Tony Rosato sent me this pretty funny Dilbert cartoon the other day. I am sure many of you will also get a laugh from it, as well as relate:
A while back I wrote up a blog on this very subject. I called it “I’m taking a virtual lunch.” In a nutshell, it’s been proven time and again that productivity isn’t necessarily increased by a company policy forbidding access to social media, or for that matter decreased by the lack of one. (Most of us can log on anytime, anywhere, including the workplace, from a smart phone anyway!)
Are there social media addicts and time wasters whittling away the day on Facebook in America’s offices? No doubt. However, I would suggest that their managers manage that problem like they would any other issue vs. a blanket policy that screams “We don’t trust you!”

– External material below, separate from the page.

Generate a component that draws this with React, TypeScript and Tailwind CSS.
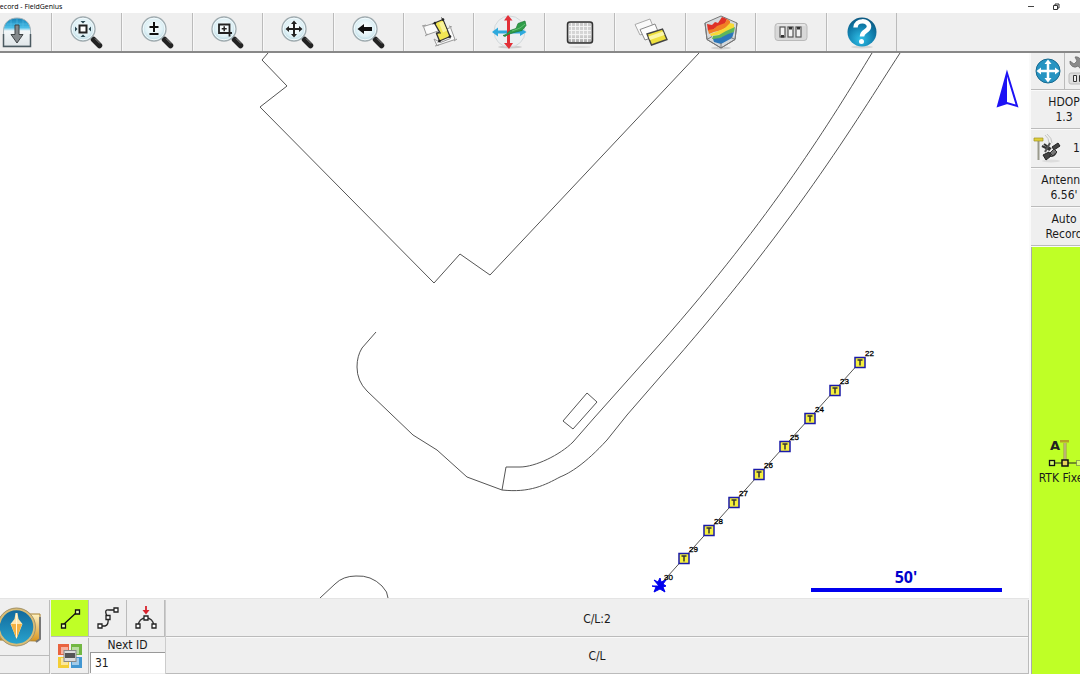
import { useState } from "react";
import type { ReactNode } from "react";

interface SurveyPoint {
  id: number;
  x: number;
  y: number;
}

const POINTS: SurveyPoint[] = [
  { id: 22, x: 860, y: 362 },
  { id: 23, x: 835, y: 390 },
  { id: 24, x: 810, y: 418 },
  { id: 25, x: 785, y: 446 },
  { id: 26, x: 759, y: 474 },
  { id: 27, x: 734, y: 502 },
  { id: 28, x: 709, y: 530 },
  { id: 29, x: 684, y: 558 },
];

// Magnifier shared by all of the zoom tools, the children go on the lens
function Magnifier({ children }: { children: ReactNode }) {
  return (
    <svg viewBox="0 0 36 36" className="w-9 h-9">
      <defs>
        <radialGradient id="lens" cx="50%" cy="45%" r="60%">
          <stop offset="0" stopColor="#ffffff" />
          <stop offset="0.6" stopColor="#dff1f6" />
          <stop offset="1" stopColor="#a3cbd7" />
        </radialGradient>
      </defs>
      <path d="M21.5 22.5l3 3" stroke="#999" strokeWidth="3" />
      <path d="M24.500 25.500l6 6" stroke="#222" strokeWidth="5.500" strokeLinecap="round" />
      <path d="M26 24.500l5 5" stroke="#888" strokeWidth="1" />
      <circle cx="14" cy="15" r="12" fill="url(#lens)" stroke="#a0abaf" strokeWidth="1.300" />
      <circle cx="14" cy="15" r="10.800" fill="none" stroke="#f4fbfd" strokeWidth="1" />
      <g transform="translate(-1 -0.500)">{children}</g>
    </svg>
  );
}

function ZoomExtentsIcon() {
  return (
    <Magnifier>
      <rect x="11.500" y="12" width="7" height="7" fill="#fff" stroke="#222" strokeWidth="2" />
      <path d="M12.500 7.500h5l-2.500 2.500zM12.500 23.500h5l-2.500-2.500zM7 13v5l2.500-2.500zM23 13v5l-2.500-2.500z" fill="#2a4650" />
    </Magnifier>
  );
}

function ZoomInOutIcon() {
  return (
    <Magnifier>
      <path d="M15 8.500v10M10.500 13.500h9M10.500 20.500h9" stroke="#111" strokeWidth="2" fill="none" />
    </Magnifier>
  );
}

function ZoomWindowIcon() {
  return (
    <Magnifier>
      <path d="M20.500 23V11h-10.500v8.500h13" stroke="#222" strokeWidth="1.800" fill="none" />
      <path d="M15.200 12.800v5M12.700 15.300h5" stroke="#222" strokeWidth="1.500" />
    </Magnifier>
  );
}

function PanIcon() {
  return (
    <Magnifier>
      <path d="M15 9v13M8.500 15.500h13" stroke="#222" strokeWidth="2" />
      <path d="M15 7l3 3.500h-6zM15 24l3-3.500h-6zM6.500 15.500l3.500-3v6zM23.500 15.500l-3.500-3v6z" fill="#222" />
    </Magnifier>
  );
}

function ZoomPreviousIcon() {
  return (
    <Magnifier>
      <path d="M7.500 15.500l6.500-5v3h8v4h-8v3z" fill="#111" />
    </Magnifier>
  );
}

function DownloadIcon() {
  return (
    <svg viewBox="0 0 32 32" className="w-8 h-8">
      <defs>
        <linearGradient id="tray" x1="0" y1="0" x2="0" y2="1">
          <stop offset="0" stopColor="#1680b4" />
          <stop offset="0.34" stopColor="#45bce6" />
          <stop offset="0.46" stopColor="#f3f7f9" />
          <stop offset="1" stopColor="#e0e6e9" />
        </linearGradient>
      </defs>
      <path d="M2.500 30V15C2.500 6 9 2 16 2s13.500 4 13.500 13v15z" fill="url(#tray)" stroke="#a5b3b9" />
      <path d="M2.500 18v12.500h27V18" fill="none" stroke="#4b5a61" strokeWidth="1.500" />
      <path d="M6 8h20M4 11h24M10 4v7M16 2v8M22 4v7" stroke="#5fc2e8" strokeWidth="0.500" />
      <path d="M14 9h4v9.500h4L16 27l-6-8.500h4z" fill="#85898c" stroke="#3f4446" />
    </svg>
  );
}

function ParcelIcon() {
  return (
    <svg viewBox="0 0 36 36" className="w-9 h-9">
      <path d="M2.500 12.500l13-4 3 8-13 4.500z" fill="#fbfbfb" stroke="#999" />
      <path d="M13 25l3 6.500 18-6-4.500-12-4 1.500 4 9.500-10 4z" fill="#fbfbfb" stroke="#999" />
      <path d="M1 12l4-1M4 22l3-2M14 32l4-1M33 27l3-2M28 12l3 1" fill="none" stroke="#999" />
      <path d="M13.500 9l8.500-3.500 7 17-10.500 4.500-3-7.500 3-1.500z" fill="#f2e653" stroke="#333" strokeWidth="1.300" />
      <path d="M18 9l4-1.500 4 9-4 2z" fill="#faf39b" />
      <path d="M11.500 10l3-1M20.500 3.500l2 3.500M15 19h5M27 23.500l3-1M17 28.500l2-2" stroke="#333" />
      <circle cx="14" cy="9" r="1.300" fill="#222" />
      <circle cx="22" cy="5.500" r="1.300" fill="#222" />
      <circle cx="29" cy="22.500" r="1.300" fill="#222" />
      <circle cx="18.500" cy="27" r="1.300" fill="#222" />
    </svg>
  );
}

function AxesIcon() {
  return (
    <svg viewBox="0 0 36 36" className="w-9 h-9">
      <ellipse cx="18" cy="33" rx="12" ry="1.500" fill="#ccc" />
      <circle cx="17.500" cy="17.500" r="15.500" fill="#ebeff1" stroke="#d3d8da" />
      <path d="M0 18l6-4.500v3h22V14l6.500 4-6.500 4v-2.500H6v3z" fill="#2ea9dd" />
      <path d="M16 1l4.500 5.500H18V29h3L17 35l-5-6h3V6.500h-3z" fill="#e23038" />
      <path d="M11 21.500l3-1 4-4 6-2 2-5 7-2.500 1 4.500-4 5-8 2-6 2-3 2z" fill="#2f9d48" stroke="#1a7a32" strokeWidth="0.700" />
      <path d="M20 17l8-3 5-4" fill="none" stroke="#62c274" />
    </svg>
  );
}

function GridIcon() {
  return (
    <svg viewBox="0 0 36 36" className="w-9 h-9">
      <defs>
        <linearGradient id="grid" x1="0" y1="0" x2="0" y2="1">
          <stop offset="0" stopColor="#c8c8c8" />
          <stop offset="0.600" stopColor="#d8d8d8" />
          <stop offset="1" stopColor="#a8a8a8" />
        </linearGradient>
      </defs>
      <ellipse cx="18" cy="33" rx="11" ry="1" fill="#ddd" />
      <rect x="5.500" y="8" width="25" height="21" rx="2.500" fill="url(#grid)" stroke="#333" strokeWidth="1.500" />
      <path d="M9.500 9v19M13.500 9v19M17.500 9v19M21.500 9v19M25.500 9v19M7 12.500h22M7 16.500h22M7 20.500h22M7 24.500h22" stroke="#f6f6f6" strokeWidth="0.900" />
    </svg>
  );
}

function LayersIcon() {
  return (
    <svg viewBox="0 0 36 36" className="w-9 h-9">
      <path d="M2 10.500l15-5.500 4.500 11-14.500 5z" fill="#fafafa" stroke="#aaa" />
      <path d="M7 15.500l15-5.500 4.500 11-14.500 5z" fill="#fdfdfd" stroke="#888" />
      <path d="M14 20l15.500-5 4.500 10.500-15.500 5.500z" fill="#efe13f" stroke="#444" strokeWidth="1.400" />
      <path d="M15.500 22.500l14.500-5 1.500 3.500-14.500 5z" fill="#fbf6a8" />
    </svg>
  );
}

function SurfaceIcon() {
  return (
    <svg viewBox="0 0 36 36" className="w-9 h-9">
      <ellipse cx="18" cy="34" rx="10" ry="1.500" fill="#d0d0d0" />
      <path d="M18 2l16 7-2 16.500-14 8.500-14-8.500L2 9z" fill="#d5d9dc" stroke="#777" />
      <path d="M4 10l5 1 3-3 3 1 4-6 5 2-2 5-8 3-6 4H5z" fill="#df3126" />
      <path d="M5 16l6-1 3-3 8-3 2-4 3 2v4l-8 5-8 2-5 2z" fill="#f07f25" />
      <path d="M7 20l6-2 9-4 5-5 4 1v4l-9 5-8 2-6 1z" fill="#f6d935" />
      <path d="M10 22l6-1 7-4 9-4-1 5-8 4-8 3-6 0z" fill="#5fb65a" />
      <path d="M10 25l7-1 8-4 6-2-2 6-11 6-7-2z" fill="#2d77ba" />
      <path d="M34 9l-2 16.500-14 8.500-14-8.500L2 9M18 29v5M4 25.500l5-3M32 25.500l-4-2" fill="none" stroke="#777" />
    </svg>
  );
}

function SwitchesIcon() {
  return (
    <svg viewBox="0 0 36 36" className="w-9 h-9">
      <rect x="2" y="9.500" width="32" height="17" rx="3" fill="#d8d8d8" stroke="#bababa" />
      <path d="M4 11h28" stroke="#f2f2f2" />
      {[7, 15, 23].map((x) => (
        <g key={x}>
          <rect x={x} y="13" width="5" height="10" fill="#f3f3f3" stroke="#555" strokeWidth="1.200" />
          <rect x={x + 1} y={x === 7 ? 21 : 13} width="3" height="2.500" fill="#333" />
        </g>
      ))}
    </svg>
  );
}

function HelpIcon() {
  return (
    <svg viewBox="0 0 36 36" className="w-9 h-9">
      <defs>
        <radialGradient id="ball" cx="45%" cy="75%" r="75%">
          <stop offset="0" stopColor="#2fc0e8" />
          <stop offset="0.6" stopColor="#117fae" />
          <stop offset="1" stopColor="#0b577f" />
        </radialGradient>
      </defs>
      <ellipse cx="18" cy="33" rx="11" ry="1.500" fill="#d6d6d6" />
      <circle cx="18" cy="18" r="14.500" fill="url(#ball)" />
      <path d="M11.500 13.500c0-8 13.500-8 13.500-1 0 5-7 4.500-7 10" fill="none" stroke="#fff" strokeWidth="4.500" />
      <circle cx="17.500" cy="27.500" r="2.500" fill="#fff" />
    </svg>
  );
}

function MoveIcon() {
  return (
    <svg viewBox="0 0 26 26" className="w-[26px] h-[26px]">
      <circle cx="13" cy="13" r="12" fill="#2794c2" stroke="#17698f" />
      <path d="M13 5v16M5 13h16" stroke="#fff" strokeWidth="2.500" />
      <path d="M13 1.500l3.500 4.500h-7zM13 24.500l3.500-4.500h-7zM1.500 13L6 9.500v7zM24.500 13L20 9.500v7z" fill="#fff" />
    </svg>
  );
}

function WrenchIcon() {
  return (
    <svg viewBox="0 0 30 30" className="w-[30px] h-[30px] shrink-0">
      <path d="M3 5a5 5 0 0 0 8 5l9 10 3-3-9-10a5 5 0 0 0-6-6l2 4-3 3z" fill="#8b8b8b" stroke="#666" strokeWidth="0.700" />
      <rect x="2" y="17" width="27" height="11" rx="2" fill="#ddd" stroke="#bbb" />
      <path d="M6.500 19.500h3v6h-3zM12.500 19.500h3v6h-3zM18.500 19.500h3v6h-3z" fill="#eee" stroke="#333" />
    </svg>
  );
}

function SatelliteIcon() {
  return (
    <svg viewBox="0 0 30 30" className="w-[30px] h-[30px]">
      <ellipse cx="18" cy="27" rx="9" ry="1.500" fill="#ddd" />
      <path d="M5.500 7v19" stroke="#9a9a8c" strokeWidth="2" />
      <path d="M1 4h9v3H1z" fill="#e0cf3a" stroke="#9d9225" strokeWidth="0.700" />
      <path d="M12 1q4 3 4 8M14 0q5 4 5 9" fill="none" stroke="#c4c4c4" />
      <path d="M9 12l8 4M11 10l7 5" stroke="#333" strokeWidth="2" />
      <path d="M17 9l-5 9" stroke="#555" strokeWidth="2" />
      <path d="M19 13l6-4 2 3-6 4zM10 21l6-3 2 4-5 4z" fill="#444" stroke="#222" />
      <path d="M17 19l4-4 3 3-4 4z" fill="#777" stroke="#333" />
      <path d="M16 22q5 1 7-3" fill="none" stroke="#333" strokeWidth="1.500" />
    </svg>
  );
}

function RtkIcon() {
  return (
    <svg viewBox="0 0 36 32" className="w-9 h-8">
      <text x="3" y="12" className="text-[13px] font-bold fill-[#222] font-['DejaVu_Sans',sans-serif]">A</text>
      <path d="M18 5v17" stroke="#9d9250" strokeWidth="3" />
      <path d="M18 5v17" stroke="#dad29a" strokeWidth="1" />
      <path d="M13 2h9v2.500h-9z" fill="#b6a227" />
      <path d="M5 25h27" stroke="#222" />
      <rect x="2.500" y="22.500" width="5" height="5" fill="#d8ff70" stroke="#111" strokeWidth="1.300" />
      <rect x="15" y="22" width="6" height="6" fill="#e7d55c" stroke="#111" strokeWidth="1.500" />
      <rect x="29.500" y="22.500" width="5" height="5" fill="#d8ff70" stroke="#555" strokeDasharray="1 1" />
    </svg>
  );
}

function CompassIcon() {
  return (
    <svg viewBox="0 0 44 44" className="w-11 h-11">
      <defs>
        <linearGradient id="gold" x1="0" y1="0" x2="0" y2="1">
          <stop offset="0" stopColor="#fff3c4" />
          <stop offset="1" stopColor="#d9951d" />
        </linearGradient>
        <linearGradient id="dial" x1="0" y1="0" x2="0" y2="1">
          <stop offset="0" stopColor="#11679a" />
          <stop offset="1" stopColor="#29a5cf" />
        </linearGradient>
      </defs>
      <path d="M1 34V11h25l3-3h12v24l-3 3z" fill="url(#gold)" stroke="#a8802f" />
      <path d="M41 11v22l-4 3" fill="none" stroke="#777" strokeWidth="2" />
      <circle cx="17.500" cy="21" r="18" fill="url(#dial)" stroke="#d8bc76" strokeWidth="2.500" />
      <circle cx="17.500" cy="21" r="19" fill="none" stroke="#8b8064" strokeWidth="0.700" />
      <path d="M16.500 7h2l1 6 4 5-6 15-6-15 4-5z" fill="#ffe6ad" />
      <path d="M12 18h11l-5.500 15z" fill="#f3b143" />
      <path d="M17.500 7v25" stroke="#fff6d9" />
    </svg>
  );
}

function LineIcon() {
  return (
    <svg viewBox="0 0 24 24" className="w-6 h-6">
      <path d="M5 19L19 6" stroke="#111" strokeWidth="1.300" />
      <path d="M3.500 18h4v4h-4zM17.500 4h4v4h-4z" fill="#eaffad" stroke="#111" strokeWidth="1.300" />
    </svg>
  );
}

function CurveIcon() {
  return (
    <svg viewBox="0 0 24 24" className="w-6 h-6">
      <path d="M4 20h5q4-1 3-8Q7 3 13 4h7" fill="none" stroke="#222" strokeWidth="1.300" />
      <path d="M2 18h4v4H2zM10 9.500h4v4h-4zM18 2h4v4h-4z" fill="#fff" stroke="#222" strokeWidth="1.300" />
    </svg>
  );
}

function ArcIcon() {
  return (
    <svg viewBox="0 0 24 24" className="w-6 h-6">
      <path d="M12 0v6" stroke="#d8232e" strokeWidth="1.800" />
      <path d="M12 8.500L8.500 4h7z" fill="#d8232e" />
      <path d="M4 20q1-8 8-8t8 8" fill="none" stroke="#333" strokeWidth="1.300" />
      <path d="M2 18h4v4H2zM10 10h4v4h-4zM18 18h4v4h-4z" fill="#fff" stroke="#222" strokeWidth="1.300" />
    </svg>
  );
}

function WindowsIcon() {
  return (
    <svg viewBox="0 0 28 28" className="w-7 h-7">
      <path d="M2 2h11v11H2z" fill="#e9633f" />
      <path d="M15 2h11v11H15z" fill="#73b843" />
      <path d="M2 15h11v11H2z" fill="#f4ce36" />
      <path d="M15 15h11v11H15z" fill="#4297d2" />
      <path d="M5 5h7v7H5zM16 5h7v7h-7zM5 16h7v7H5zM16 16h7v7h-7z" fill="#fff" opacity="0.500" />
      <rect x="8" y="8.500" width="12" height="11" fill="#ddd" stroke="#888" />
      <path d="M9 11h10v5H9z" fill="#555" />
    </svg>
  );
}

const TOOLS = [
  { label: "Zoom extents", icon: <ZoomExtentsIcon /> },
  { label: "Zoom in or out", icon: <ZoomInOutIcon /> },
  { label: "Zoom window", icon: <ZoomWindowIcon /> },
  { label: "Pan", icon: <PanIcon /> },
  { label: "Zoom previous", icon: <ZoomPreviousIcon /> },
  { label: "Parcels", icon: <ParcelIcon /> },
  { label: "Orbit", icon: <AxesIcon /> },
  { label: "Grid", icon: <GridIcon /> },
  { label: "Layers", icon: <LayersIcon /> },
  { label: "Surfaces", icon: <SurfaceIcon /> },
  { label: "Options", icon: <SwitchesIcon /> },
  { label: "Help", icon: <HelpIcon /> },
];

const MODES = [
  { id: "line", label: "Line", icon: <LineIcon /> },
  { id: "curve", label: "Curve", icon: <CurveIcon /> },
  { id: "arc", label: "Arc", icon: <ArcIcon /> },
];

function SurveyMap() {
  return (
    <svg
      viewBox="0 53 1029 545"
      preserveAspectRatio="xMidYMid slice"
      className="w-full h-full block"
      role="img"
      aria-label="Survey map"
    >
      <g fill="none" stroke="#555" strokeWidth="1">
        <path d="M268 53L262 60L287 86L260 107L434 283L460 254L490 275L699 53" />
        <path d="M376 332L362 348Q357 356 357 367Q357 381 367 391L413 435L437 450L467 477L502 490" />
        <path d="M872 53C832 119 772 217 660 344L627 381L594 418L573 442C560 455 535 467 520 467L506 467L502 490" />
        <path d="M900 53C856 121 792 228 660 377L627 415L607 440C585 464 570 473 560 477C545 485 530 493 502 490" />
        <path d="M587 393L597 402L573 429L563 421Z" />
        <path d="M320 598L335 584Q343 576 356 576Q371 575 382 586Q388 592 388 598" />
        <path d="M860 362L659 586" />
      </g>

      {POINTS.map((p) => (
        <g key={p.id}>
          <rect x={p.x - 5} y={p.y - 4.5} width="10" height="10" fill="#f6f03c" stroke="#1a1aa8" strokeWidth="1.500" />
          <path d={`M${p.x - 2.5} ${p.y - 2}h5M${p.x} ${p.y - 2}v5.500`} stroke="#333" strokeWidth="1.500" />
          <text x={p.x + 5} y={p.y - 6} className="text-[8px] fill-black stroke-black stroke-[0.3px] font-['Liberation_Sans',sans-serif]">
            {p.id}
          </text>
        </g>
      ))}
      <path d="M659 586l-5-6 4 2 2-4 1 4 5-2-3 4 3 2-3 1 2 5-5-3-6 3 2-5-4-1z" fill="#00e" stroke="#00e" />
      <text x="664" y="580" className="text-[8px] fill-black stroke-black stroke-[0.3px] font-['Liberation_Sans',sans-serif]">30</text>

      <path d="M1007 73L998 106L1007 103Z" fill="#1d12f5" />
      <path d="M1007 73L998 106L1007 103L1017 106Z" fill="none" stroke="#1d12f5" strokeWidth="2" />

      <text x="906" y="583" textAnchor="middle" className="text-[16px] font-bold fill-[#0000cc] font-['Open_Sans',sans-serif]">50'</text>
      <path d="M811 590H1002" stroke="#00e" strokeWidth="4" />
    </svg>
  );
}

function StatusButton({ children }: { children: ReactNode }) {
  return (
    <button className="h-[38px] w-full bg-[#efefef] border-b border-[#bbb] text-center leading-[15px]">
      {children}
    </button>
  );
}

export default function App() {
  const [mode, setMode] = useState("line");
  const [nextId, setNextId] = useState("31");

  return (
    <div className="h-screen flex flex-col overflow-hidden bg-white text-[12px] text-[#1a1a1a] font-['DejaVu_Sans_Condensed','Noto_Sans',sans-serif]">
      <header className="h-[13px] shrink-0 flex items-center justify-between overflow-hidden">
        <h1 className="-ml-[3px] text-[7px] leading-[13px] text-black font-['Open_Sans',sans-serif]">
          record - FieldGenius
        </h1>
        <div className="flex items-center gap-4 pr-5">
          <button aria-label="Minimize" className="w-2 h-2 flex items-center">
            <span className="w-[6px] h-px bg-[#444]" />
          </button>
          <button aria-label="Restore" className="w-2 h-2">
            <svg viewBox="0 0 8 8" className="w-2 h-2" fill="none" stroke="#333">
              <path d="M1.500 2.500h4v4h-4zM3 2.500V1h4v4H5.500" />
            </svg>
          </button>
        </div>
      </header>

      <nav className="h-10 shrink-0 flex bg-[#efefef] border-b-2 border-[#888]">
        <button aria-label="Download" className="w-[52px] shrink-0 pl-[1px] border-r border-[#bbb]">
          <DownloadIcon />
        </button>
        <div className="basis-[845px] grid grid-cols-12">
          {TOOLS.map((tool) => (
            <button
              key={tool.label}
              aria-label={tool.label}
              className="flex items-center justify-center border-r border-[#bbb] border-l border-l-[#f8f8f8]"
            >
              {tool.icon}
            </button>
          ))}
        </div>
      </nav>

      <div className="flex-1 min-h-0 flex pb-px">
        <div className="flex-1 min-w-0 flex flex-col">
          <main className="flex-1 min-h-0">
            <SurveyMap />
          </main>

          <footer className="h-[76px] shrink-0 flex bg-[#efefef] border-t border-[#e4e4e4] pt-px">
            <div className="w-[50px] shrink-0 flex flex-col border-r border-[#bbb]">
              <button aria-label="Compass" className="h-14 -ml-[1px] border-b border-[#bbb] flex items-center">
                <CompassIcon />
              </button>
              <div className="flex-1 border-b border-[#bbb]" />
            </div>

            <div className="w-[116px] shrink-0 flex flex-col pl-px border-r border-[#ccc]">
              <div className="h-[38px] grid grid-cols-3 pb-px">
                {MODES.map((m) => (
                  <button
                    key={m.id}
                    aria-label={m.label}
                    onClick={() => setMode(m.id)}
                    className={`flex items-center justify-center border-r border-b border-[#bbb] ${
                      mode === m.id ? "bg-[#bfff26]" : ""
                    }`}
                  >
                    {m.icon}
                  </button>
                ))}
              </div>
              <div className="flex-1 flex">
                <button aria-label="Windows" className="w-[38px] flex items-center justify-center border-r border-b border-[#bbb]">
                  <WindowsIcon />
                </button>
                <div className="flex-1 min-w-0 flex flex-col pl-px pb-px">
                  <label htmlFor="next-id" className="h-[14px] leading-[14px] text-center">
                    Next ID
                  </label>
                  <input
                    id="next-id"
                    value={nextId}
                    onChange={(e) => setNextId(e.target.value)}
                    className="w-full flex-1 min-h-0 px-1 bg-white border-t border-l border-[#999] outline-none"
                  />
                </div>
              </div>
            </div>

            <div className="flex-1 flex flex-col border-r border-[#bbb]">
              <button className="flex-1 pt-[2px] border-b border-[#bbb]">C/L:2</button>
              <button className="flex-1 pt-[2px] border-b border-[#bbb] border-t border-t-[#fafafa]">C/L</button>
            </div>
          </footer>
        </div>

        {/* The side panel runs past the right edge of the window */}
        <aside className="w-[51px] shrink-0 overflow-hidden bg-[#fafafa] pl-[2px]">
          <div className="w-[66px] h-full flex flex-col gap-px">
            <div className="h-[37px] shrink-0 flex bg-[#efefef] border-b border-[#bbb]">
              <button aria-label="Move" className="w-[34px] flex items-center justify-center border-r border-[#bbb]">
                <MoveIcon />
              </button>
              <button aria-label="Settings" className="flex-1 flex items-center pl-[2px]">
                <WrenchIcon />
              </button>
            </div>
            <StatusButton>
              HDOP
              <br />
              1.3
            </StatusButton>
            <StatusButton>
              <span className="flex items-center gap-[10px] pl-[2px]">
                <SatelliteIcon />
                12
              </span>
            </StatusButton>
            <StatusButton>
              Antenna
              <br />
              6.56'
            </StatusButton>
            <StatusButton>
              Auto
              <br />
              Record
            </StatusButton>
            <button className="flex-1 flex flex-col items-center justify-center pt-1 bg-[#bfff26] border-l border-[#aaa]">
              <RtkIcon />
              <span className="leading-[17px]">RTK Fixed</span>
            </button>
          </div>
        </aside>
      </div>
    </div>
  );
}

I also hear from many out there in HR this argument – allowing employee access to social media and/or encouraging them to act as social media ambassadors for our organization is just opening up a can of worms. The fear of Facebook and Twitter – and to a lesser extent LinkedIn – is also holding many organizations back from engaging and only encourages such policies.
Here are some stats courtesy of Social Media Examiner’s 2010 Social Media Marketing Industry Report on social media users:
- 33% visit social media sites to engage in product research before making a purchasing decision
- 47% say social media sites influence their decision to purchase specific company services and brands
- 26% changed their minds about purchasing a product after reading about it on a social media site
All of these stats effectively translate to recruiting (and retaining) strong candidates to work for your organization. Candidates – at least the smart ones, the ones you hope wind up in the interview chair – are going to research your organization. Whether that research occurs before they submit a resume, accept an invitation to interview or after an offer has been made, isn’t limited to the company line on the corporate website.
They’re certainly checking out social media to see if your company is representing and if people (current and former employees) are talking. Considering your current employees, who may be wondering if the grass is greener someplace else, the same could be true for them when it comes to investigating what your competitors are up to.
While I do not think that every single hiring organization or recruiter needs to be an aggressive social media player at the moment, there’s a very good chance that people are talking about your organization. And getting back to that Dilbert cartoon – with policies like these, what are you truly saying back?